STATED GOAL:
Transcribe the material in full. Nothing should differ except that the pictures are left out.
[start SUPPLIED INFORMATION]
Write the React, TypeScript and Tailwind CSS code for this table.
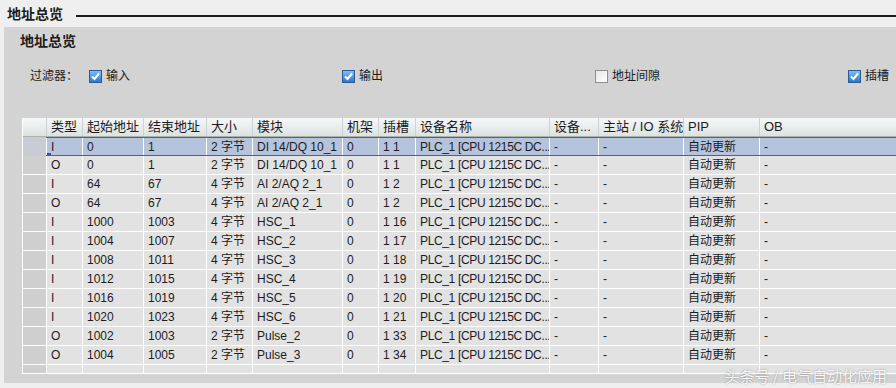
import React from "react";

const cols = [
  { label: "类型", w: "w-[36px]" },
  { label: "起始地址", w: "w-[61px]" },
  { label: "结束地址", w: "w-[63px]" },
  { label: "大小", w: "w-[46px]" },
  { label: "模块", w: "w-[90px]" },
  { label: "机架", w: "w-[36px]" },
  { label: "插槽", w: "w-[37px]" },
  { label: "设备名称", w: "w-[134px]" },
  { label: "设备...", w: "w-[49px]" },
  { label: "主站 / IO 系统", w: "w-[85px]" },
  { label: "PIP", w: "w-[76px]" },
  { label: "OB", w: "flex-1" },
];

const base = [
  ["I", "0", "1", "2 字节", "DI 14/DQ 10_1", "0", "1 1"],
  ["O", "0", "1", "2 字节", "DI 14/DQ 10_1", "0", "1 1"],
  ["I", "64", "67", "4 字节", "AI 2/AQ 2_1", "0", "1 2"],
  ["O", "64", "67", "4 字节", "AI 2/AQ 2_1", "0", "1 2"],
  ["I", "1000", "1003", "4 字节", "HSC_1", "0", "1 16"],
  ["I", "1004", "1007", "4 字节", "HSC_2", "0", "1 17"],
  ["I", "1008", "1011", "4 字节", "HSC_3", "0", "1 18"],
  ["I", "1012", "1015", "4 字节", "HSC_4", "0", "1 19"],
  ["I", "1016", "1019", "4 字节", "HSC_5", "0", "1 20"],
  ["I", "1020", "1023", "4 字节", "HSC_6", "0", "1 21"],
  ["O", "1002", "1003", "2 字节", "Pulse_2", "0", "1 33"],
  ["O", "1004", "1005", "2 字节", "Pulse_3", "0", "1 34"],
];

const rows = base.map((r) => [...r, "PLC_1 [CPU 1215C DC...", "-", "-", "自动更新", "-"]);

function CheckBox({ checked }: { checked: boolean }) {
  if (!checked) {
    return (
      <span className="block shrink-0 w-[13px] h-[13px] border border-[#8e8f8f] bg-gradient-to-br from-[#e6e6e6] to-[#ffffff]" />
    );
  }
  return (
    <span className="flex shrink-0 items-center justify-center w-[13px] h-[13px] border border-[#2c5b92] bg-gradient-to-b from-[#7fbff0] to-[#2a78cc]">
      <svg width="9" height="9" viewBox="0 0 9 9">
        <path d="M1 4.5 L3.5 7 L8 1.5" fill="none" stroke="#ffffff" strokeWidth="2" />
      </svg>
    </span>
  );
}

function Filter({ checked, label }: { checked: boolean; label: string }) {
  return (
    <div className="w-[253px] shrink-0 flex items-center gap-[4px] whitespace-nowrap">
      <CheckBox checked={checked} />
      <span>{label}</span>
    </div>
  );
}

export default function App() {
  return (
    <div className="relative w-[896px] h-[388px] overflow-hidden bg-[#efefef] text-[12px] text-[#1c1c1c] font-['Liberation_Sans','Noto_Sans_CJK_SC',sans-serif]">
      <div className="h-[27px] flex items-center pl-[7px]">
        <span className="text-[14px] font-bold leading-none">地址总览</span>
        <div className="flex-1 h-[2px] bg-[#1a1a1a] ml-[13px] mt-[5px]" />
      </div>

      <div className="ml-[4px] h-[356px] bg-[#d3d3d3] flex flex-col overflow-hidden">
        <div className="h-[28px] flex items-center pl-[16px] text-[14px] font-bold">地址总览</div>

        <div className="h-[42px] flex items-center pl-[26px] overflow-hidden">
          <span className="w-[59px] shrink-0 whitespace-nowrap">过滤器：</span>
          <Filter checked label="输入" />
          <Filter checked label="输出" />
          <Filter checked={false} label="地址间隙" />
          <Filter checked label="插槽" />
        </div>

        <div className="mt-[21px] ml-[18px] flex flex-col border-l border-white">
          {/* header */}
          <div className="h-[19px] flex border-b border-[#a9b4a8] bg-gradient-to-b from-[#f6f8f8] to-[#dde2e3] text-[13px]">
            <div className="w-[23px]" />
            {cols.map((c) => (
              <div
                key={c.label}
                className={`${c.w} shrink-0 border-l border-[#cdd2d2] pl-[4px] flex items-center whitespace-nowrap overflow-hidden`}
              >
                {c.label}
              </div>
            ))}
          </div>

          {/* rows */}
          {rows.map((r, i) => {
            const sel = i === 0;
            return (
              <div
                key={i}
                className={
                  sel
                    ? "h-[19px] flex bg-[#b5c3dd]"
                    : "h-[19px] flex bg-[#e2e2e2] border-b border-white"
                }
              >
                <div className={sel ? "w-[23px] bg-[#c9ccd5]" : "w-[23px] bg-[#cfcfcf]"} />
                <div className={sel ? "flex flex-1 border-y border-[#4a5da6]" : "flex flex-1"}>
                  {cols.map((c, j) => (
                    <div
                      key={j}
                      className={`${c.w} relative shrink-0 border-l border-white pl-[4px] flex items-center whitespace-nowrap overflow-hidden ${
                        j === 7 ? "tracking-[-0.35px]" : ""
                      }`}
                    >
                      {r[j]}
                      {sel && j === 0 && (
                        <span className="absolute left-0 bottom-[-2px] w-[4px] h-[4px] bg-[#3a4fa6]" />
                      )}
                    </div>
                  ))}
                </div>
              </div>
            );
          })}

          {/* empty remainder */}
          <div className="h-[9px] flex bg-[#e2e2e2] border-b border-white">
            <div className="w-[23px] bg-[#cfcfcf]" />
            {cols.map((c, j) => (
              <div key={j} className={`${c.w} shrink-0 border-l border-white`} />
            ))}
          </div>
        </div>
      </div>

      <div className="absolute right-[9px] bottom-[1px] text-[15px] text-white/90 [text-shadow:0_0_2px_rgba(0,0,0,0.4)] font-['Noto_Sans_CJK_SC',sans-serif]">
        头条号 / 电气自动化应用
      </div>
    </div>
  );
}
[end SUPPLIED INFORMATION]
FINAL RESULT:
Write the React, TypeScript and Tailwind CSS code for this table.
import React from "react";

const cols = [
  { label: "类型", w: "w-[36px]" },
  { label: "起始地址", w: "w-[61px]" },
  { label: "结束地址", w: "w-[63px]" },
  { label: "大小", w: "w-[46px]" },
  { label: "模块", w: "w-[90px]" },
  { label: "机架", w: "w-[36px]" },
  { label: "插槽", w: "w-[37px]" },
  { label: "设备名称", w: "w-[134px]" },
  { label: "设备...", w: "w-[49px]" },
  { label: "主站 / IO 系统", w: "w-[85px]" },
  { label: "PIP", w: "w-[76px]" },
  { label: "OB", w: "flex-1" },
];

const base = [
  ["I", "0", "1", "2 字节", "DI 14/DQ 10_1", "0", "1 1"],
  ["O", "0", "1", "2 字节", "DI 14/DQ 10_1", "0", "1 1"],
  ["I", "64", "67", "4 字节", "AI 2/AQ 2_1", "0", "1 2"],
  ["O", "64", "67", "4 字节", "AI 2/AQ 2_1", "0", "1 2"],
  ["I", "1000", "1003", "4 字节", "HSC_1", "0", "1 16"],
  ["I", "1004", "1007", "4 字节", "HSC_2", "0", "1 17"],
  ["I", "1008", "1011", "4 字节", "HSC_3", "0", "1 18"],
  ["I", "1012", "1015", "4 字节", "HSC_4", "0", "1 19"],
  ["I", "1016", "1019", "4 字节", "HSC_5", "0", "1 20"],
  ["I", "1020", "1023", "4 字节", "HSC_6", "0", "1 21"],
  ["O", "1002", "1003", "2 字节", "Pulse_2", "0", "1 33"],
  ["O", "1004", "1005", "2 字节", "Pulse_3", "0", "1 34"],
];

const rows = base.map((r) => [...r, "PLC_1 [CPU 1215C DC...", "-", "-", "自动更新", "-"]);

function CheckBox({ checked }: { checked: boolean }) {
  if (!checked) {
    return (
      <span className="block shrink-0 w-[13px] h-[13px] border border-[#8e8f8f] bg-gradient-to-br from-[#e6e6e6] to-[#ffffff]" />
    );
  }
  return (
    <span className="flex shrink-0 items-center justify-center w-[13px] h-[13px] border border-[#2c5b92] bg-gradient-to-b from-[#7fbff0] to-[#2a78cc]">
      <svg width="9" height="9" viewBox="0 0 9 9">
        <path d="M1 4.5 L3.5 7 L8 1.5" fill="none" stroke="#ffffff" strokeWidth="2" />
      </svg>
    </span>
  );
}

function Filter({ checked, label }: { checked: boolean; label: string }) {
  return (
    <div className="w-[253px] shrink-0 flex items-center gap-[4px] whitespace-nowrap">
      <CheckBox checked={checked} />
      <span>{label}</span>
    </div>
  );
}

export default function App() {
  return (
    <div className="relative w-[896px] h-[388px] overflow-hidden bg-[#efefef] text-[12px] text-[#1c1c1c] font-['Liberation_Sans','Noto_Sans_CJK_SC',sans-serif]">
      <div className="h-[27px] flex items-center pl-[7px]">
        <span className="text-[14px] font-bold leading-none">地址总览</span>
        <div className="flex-1 h-[2px] bg-[#1a1a1a] ml-[13px] mt-[5px]" />
      </div>

      <div className="ml-[4px] h-[356px] bg-[#d3d3d3] flex flex-col overflow-hidden">
        <div className="h-[28px] flex items-center pl-[16px] text-[14px] font-bold">地址总览</div>

        <div className="h-[42px] flex items-center pl-[26px] overflow-hidden">
          <span className="w-[59px] shrink-0 whitespace-nowrap">过滤器：</span>
          <Filter checked label="输入" />
          <Filter checked label="输出" />
          <Filter checked={false} label="地址间隙" />
          <Filter checked label="插槽" />
        </div>

        <div className="mt-[21px] ml-[18px] flex flex-col border-l border-white">
          {/* header */}
          <div className="h-[19px] flex border-b border-[#a9b4a8] bg-gradient-to-b from-[#f6f8f8] to-[#dde2e3] text-[13px]">
            <div className="w-[23px]" />
            {cols.map((c) => (
              <div
                key={c.label}
                className={`${c.w} shrink-0 border-l border-[#cdd2d2] pl-[4px] flex items-center whitespace-nowrap overflow-hidden`}
              >
                {c.label}
              </div>
            ))}
          </div>

          {/* rows */}
          {rows.map((r, i) => {
            const sel = i === 0;
            return (
              <div
                key={i}
                className={
                  sel
                    ? "h-[19px] flex bg-[#b5c3dd]"
                    : "h-[19px] flex bg-[#e2e2e2] border-b border-white"
                }
              >
                <div className={sel ? "w-[23px] bg-[#c9ccd5]" : "w-[23px] bg-[#cfcfcf]"} />
                <div className={sel ? "flex flex-1 border-y border-[#4a5da6]" : "flex flex-1"}>
                  {cols.map((c, j) => (
                    <div
                      key={j}
                      className={`${c.w} relative shrink-0 border-l border-white pl-[4px] flex items-center whitespace-nowrap overflow-hidden ${
                        j === 7 ? "tracking-[-0.35px]" : ""
                      }`}
                    >
                      {r[j]}
                      {sel && j === 0 && (
                        <span className="absolute left-0 bottom-[-2px] w-[4px] h-[4px] bg-[#3a4fa6]" />
                      )}
                    </div>
                  ))}
                </div>
              </div>
            );
          })}

          {/* empty remainder */}
          <div className="h-[9px] flex bg-[#e2e2e2] border-b border-white">
            <div className="w-[23px] bg-[#cfcfcf]" />
            {cols.map((c, j) => (
              <div key={j} className={`${c.w} shrink-0 border-l border-white`} />
            ))}
          </div>
        </div>
      </div>

      <div className="absolute right-[9px] bottom-[1px] text-[15px] text-white/90 [text-shadow:0_0_2px_rgba(0,0,0,0.4)] font-['Noto_Sans_CJK_SC',sans-serif]">
        头条号 / 电气自动化应用
      </div>
    </div>
  );
}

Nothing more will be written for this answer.